In Praise of Shadows is an essay written in 1933-4 by Jun’ichirō Tanizaki. He covers quite a few topics, almost all comparing Oriental values with those of the Westerners. I think the main point he tries to convey is that while Westerners favor sunlight, brightness, cleanliness, and shine, in his own words, people from Japan and China “prefer a pensive luster to a shallow brilliance, a murky light that, whether in a stone or an artifact, bespeaks a sheen of antiquity.”

The most enjoyable topic Tanizaki covers, in my opinion, is that of restaurants and food in China and Japan. He reminisces about when everything was lit by candles and the food and lacquered dining utensils made eating a much more enjoyable experience. The way he describes food makes you grow an appetite — you don’t even need to see the food.

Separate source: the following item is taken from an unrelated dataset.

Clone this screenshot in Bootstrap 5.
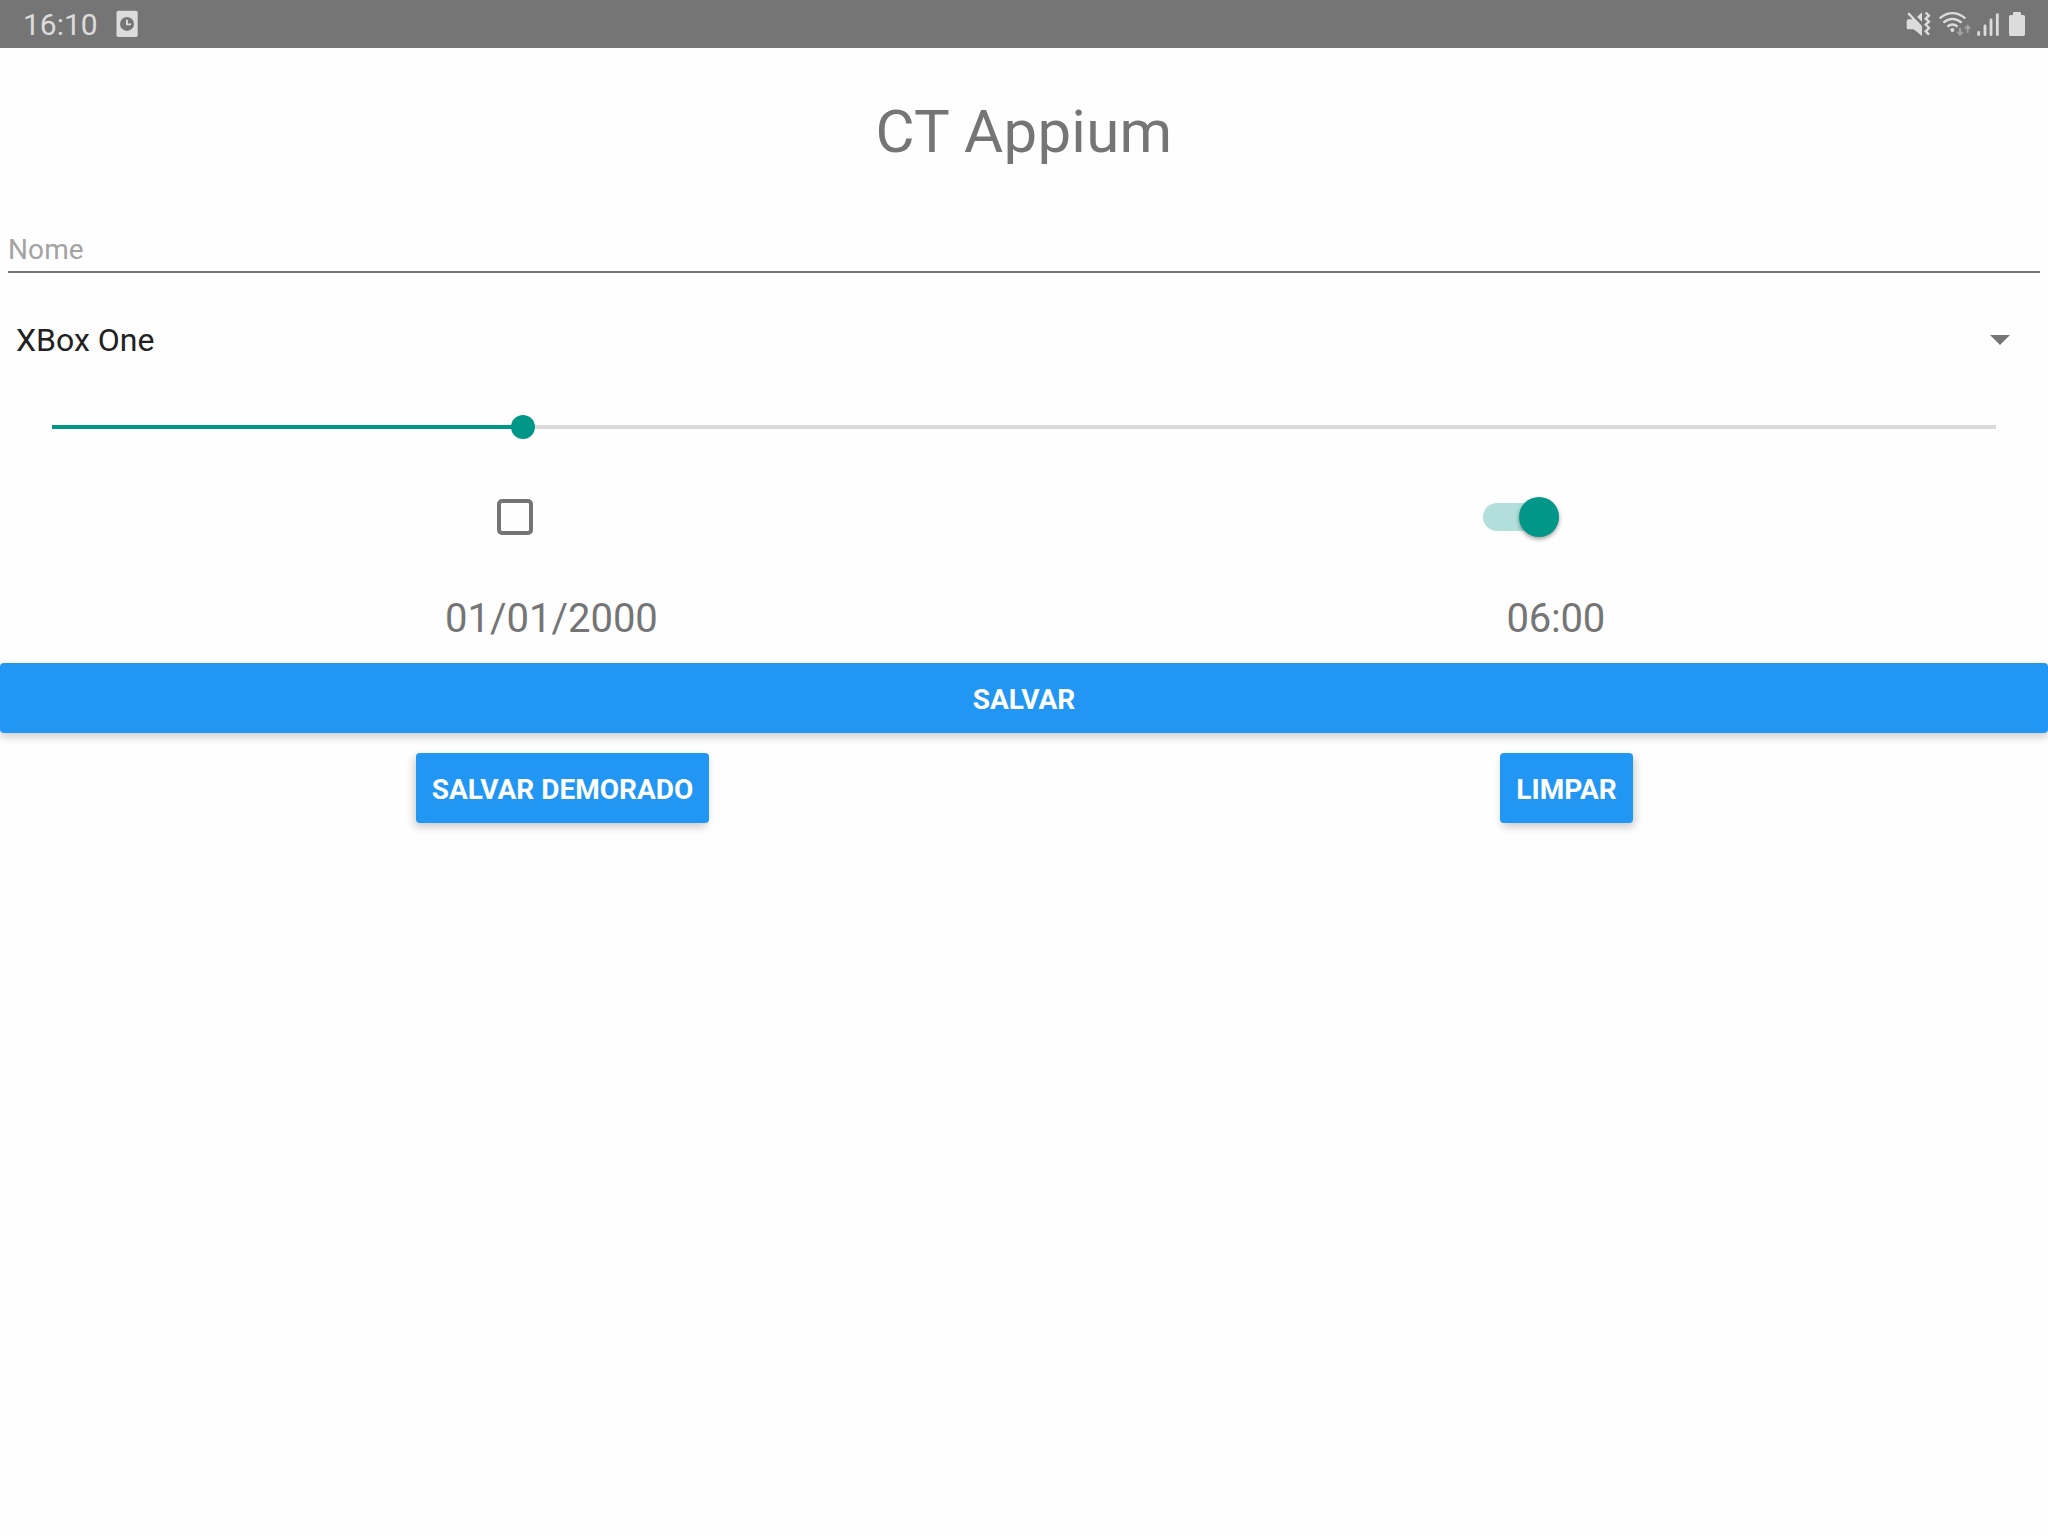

Perhaps the ‘funniest’ thing he discusses is the comparison of Japanese and Western toilets. While we illuminate the bathroom, shine light on everything in it, and remove all grime, the Japanese have outdoor toilets made from wood — not harsh, white linoleum — where one can enjoy nature, and think on life. He suspects that many great haiku poems have come from reflection time in Japanese toilets.

Of course, the largest theme in this essay is that of shadows and how to use them for beauty. While Westerners strive to brighten every corner and destroy shadows, the Orientals find beauty in them and structure architecture to ensure that not too much light ever enters a room. The way he describes a shadowy alcove with a perfectly picked scroll is enticing — I would love to experience the Japan he knew at that time just to see such a thing.

Even though I had to read this essay for a class (Asian cultures through literature and film), I enjoyed it quite a bit. I have always been fascinated with how different Asian culture is from our own, and wished that I had had the luck to have been brought up with those values, if not the luck to have been born there. Tanizaki does a wonderful job of highlighting (oh, how I’m going to start noticing our desire to enlighten, to bring to light, etc. — our obsession with light) the huge contrasts between even his early life of enjoying Kabuki theater in shadows and the harsh lighting it faces today. If you are interested in Asian culture, I definitely recommend this essay — it is a short, enjoyable 42 pages of cultural contrasts.